Conquering the remodel of an old home can be a monstrous task. Choosing to embrace the charms and quirks of a historic house, while improving other aspects to fit into our expectations of modern living, can be a challenging balancing act. Old structures and building materials of yesteryear can present lots of (expensive) surprises — which can make restoring a historic house challenging, but rewarding when done right.
There are certain things to keep in mind when beginning on the journey of remodeling an old home, which hopefully will save homeowners from heartbreak and financial setbacks in the long run, as well as provide them with a stunning final product.
Lay the groundwork first
According to Architectural Digest, the first step is to have the pre-existing systems and structures inspected by a professional. Finding out that they'll need to invest in new wiring throughout the house, or that there's widespread water damage, is never good news. It'll sting a lot more if you had just applied all-new wallpaper or fresh paint. Aesthetics should come after the big fixes.
Fireplaces and chimneys are other practical locations to assess before moving on to decorating. Mortar in regions that utilized a lot of sand has weaker structural integrity, which is often seen in homes created in 18th-century Long Island, says Curbed. To check, you can use your fingers and hands to tap on the mortar and see if it comes apart, or look if anything is visibly missing between bricks.
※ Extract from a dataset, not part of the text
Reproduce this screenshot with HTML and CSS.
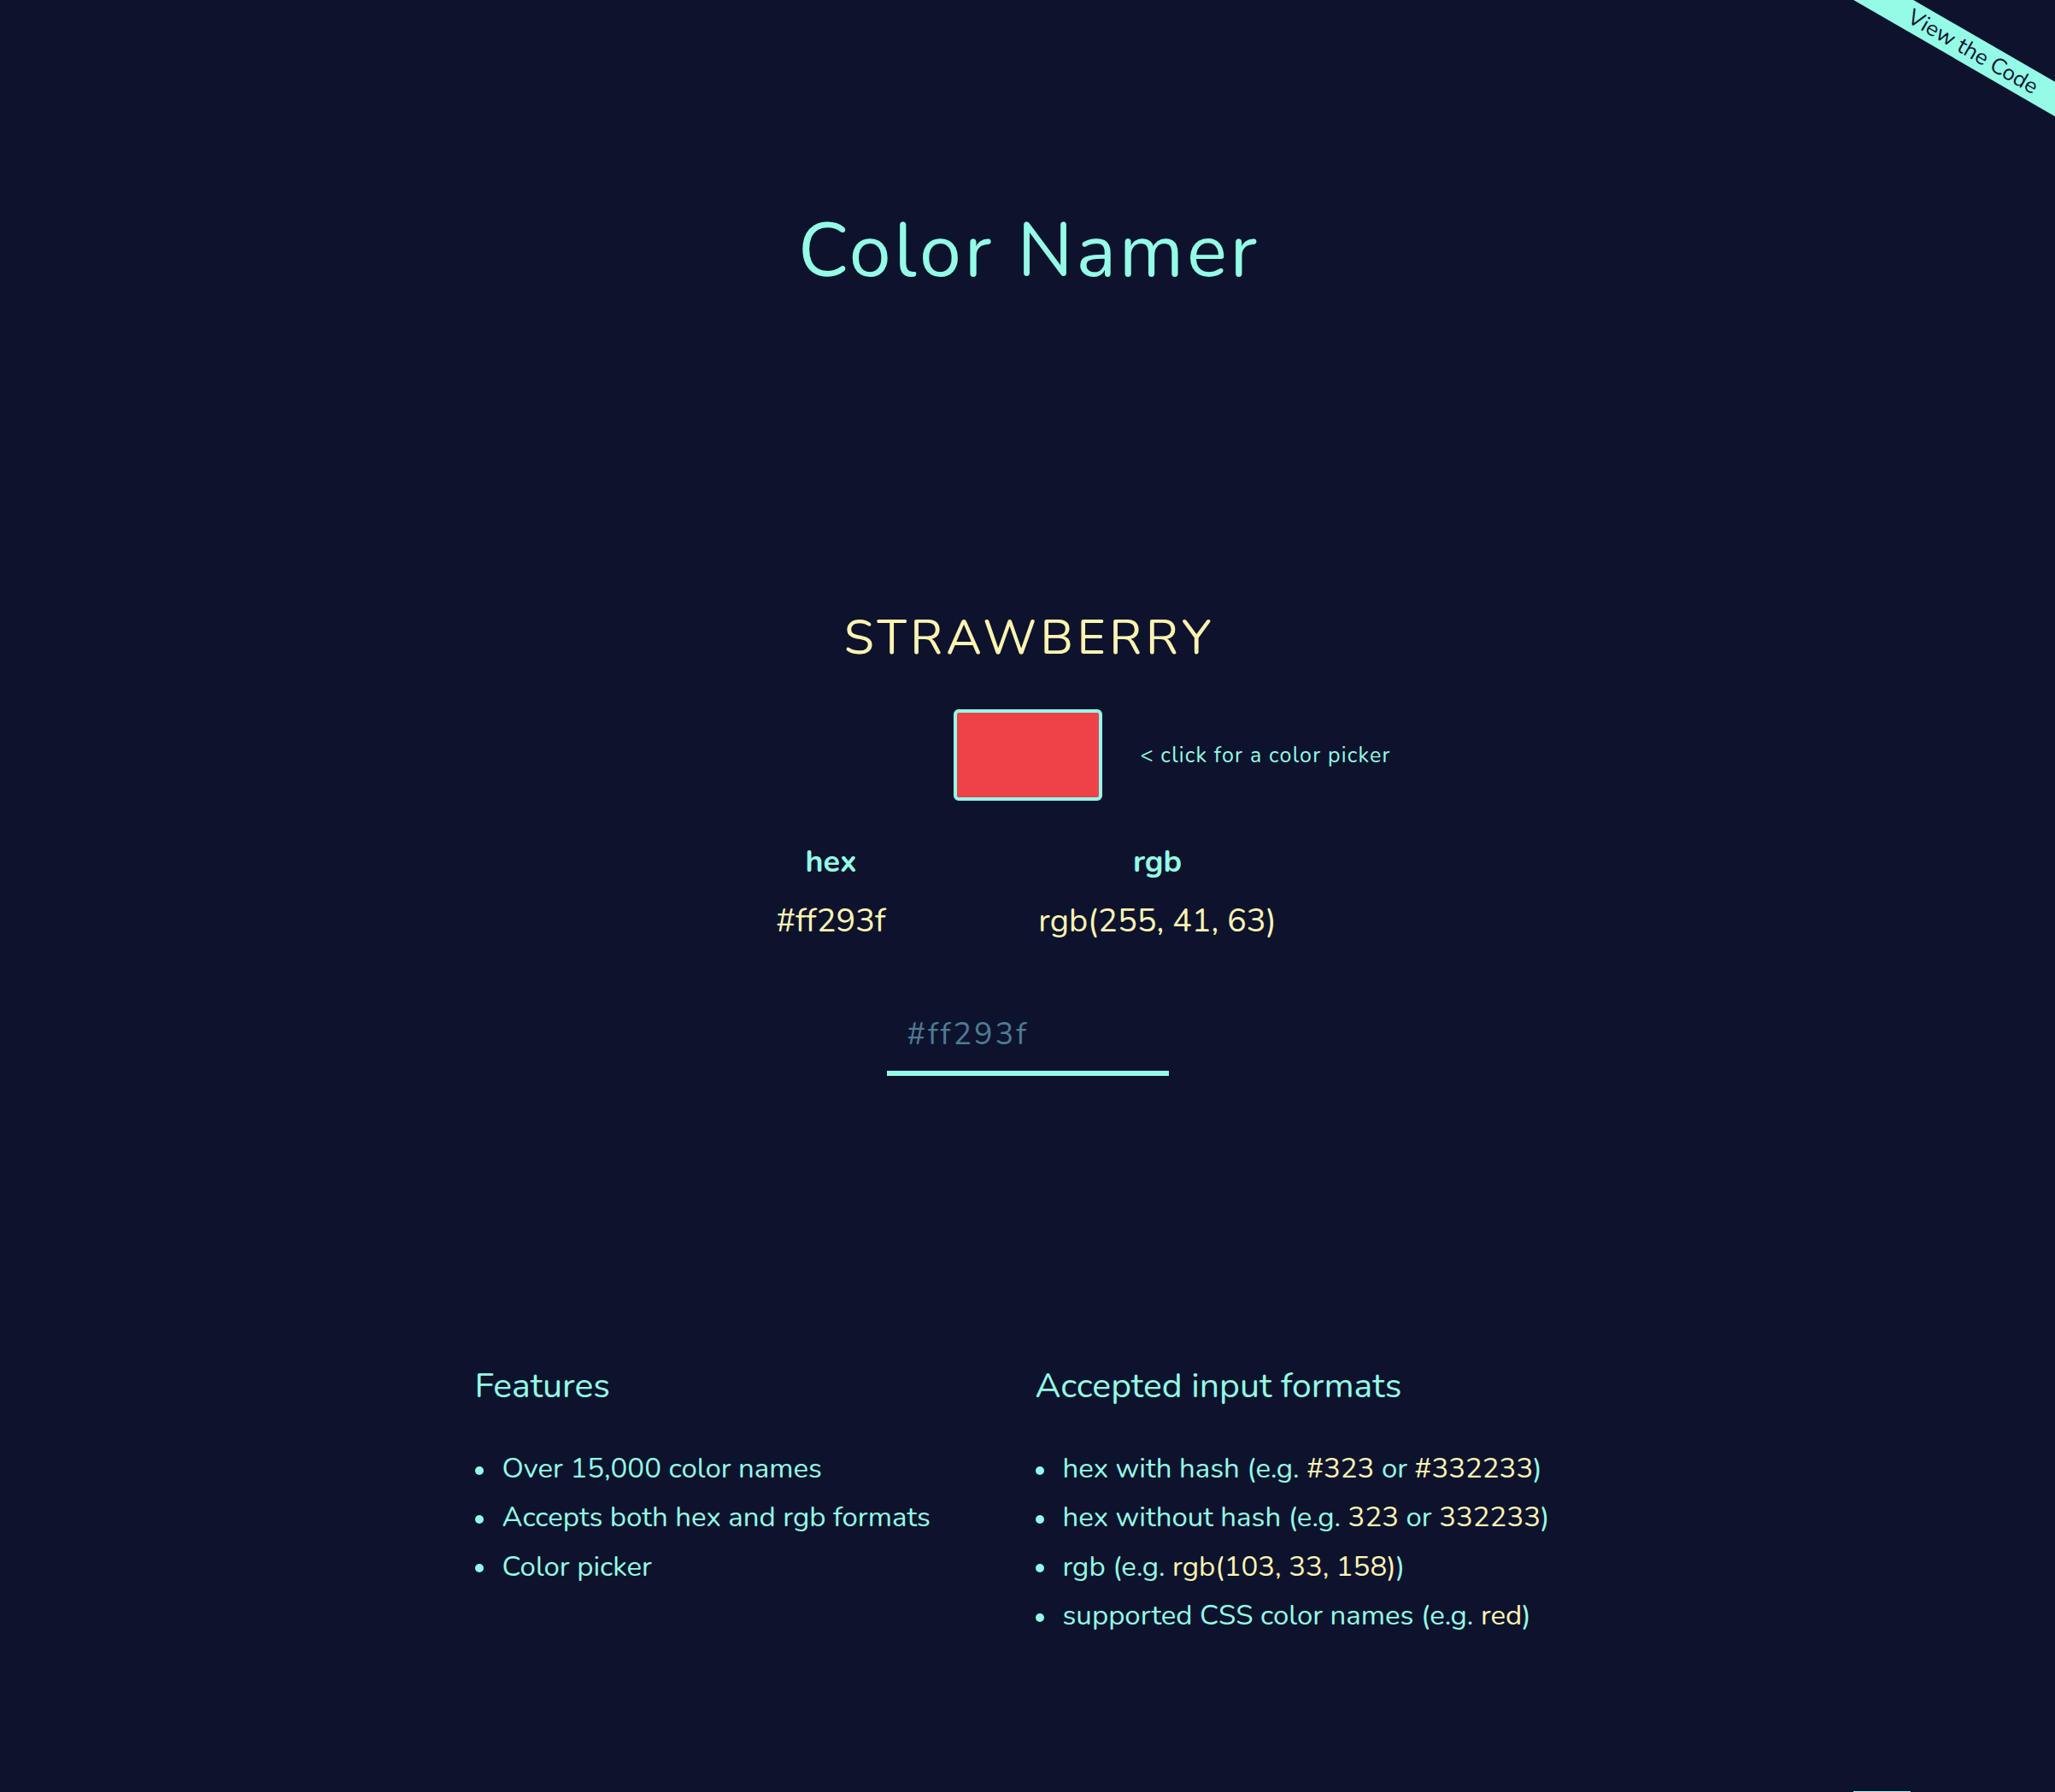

Be on the lookout for water damage
Look around windows, floors, and ceilings for signs of water damage. Pay particular attention to the sill plate. The sill plate is the bottom horizontal framing component that sits between the home's foundation and the first-floor frame. As it sits close to the damp ground, it is the most vulnerable to water. A warped sill plate can be the cause of crooked floors, which affects the whole house.
Your team matters
Old homes are tricky, fickle things. Enlisting a contractor and an inspector can help predict the costs of the project, and make sure that they're done right. Consider looking into the help of people with experience restoring historic homes. Contractors with past experience with older homes will have a better understanding of how to address common issues and will respect the push for preserving the original aspects of the house over gutting it and starting fresh. Always make sure homeowners and contractors are on the same page.
Old homes have history, and that's what we love about them.
Embrace that certain charm
Old homes have history, and that's what we love about them. Although, sometimes it takes some creativity to make that historic charm function in a modern setting. For example, uneven floors are a common occurrence in older homes, and leveling them out can be a long, expensive process. As opposed to furthering expenses, home-owners can embrace the charm. If the floor is uneven, work with it. A baseboard could be 6" high in one place, and then 8" elsewhere.
Making an old home appear timeless seems like an easy goal, but getting too caught up in certain design blunders can inhibit that. Common mistakes include being too specific to the era when the home was made. Antiques are a nice touch, but being too period-perfect can make a house feel like a museum. Country Living points out that a modern home isn't only going to be decorated in furniture specifically from 2019, and a house from 1864 wouldn't only be decorated in furniture from the year it was built. Humans collect things as they grow, and home-owners should consider that as they finalize their decor. Another common misstep is making the kitchen or bathroom too modern. This will immediately date the renovations. Making the kitchen more accessible and comfortable for this day and age doesn't necessarily mean jumping on the current design bandwagon.
Every home restoration is going to present its own challenges but having clear communication between the contractor and the homeowner will ensure that the process goes smoothly.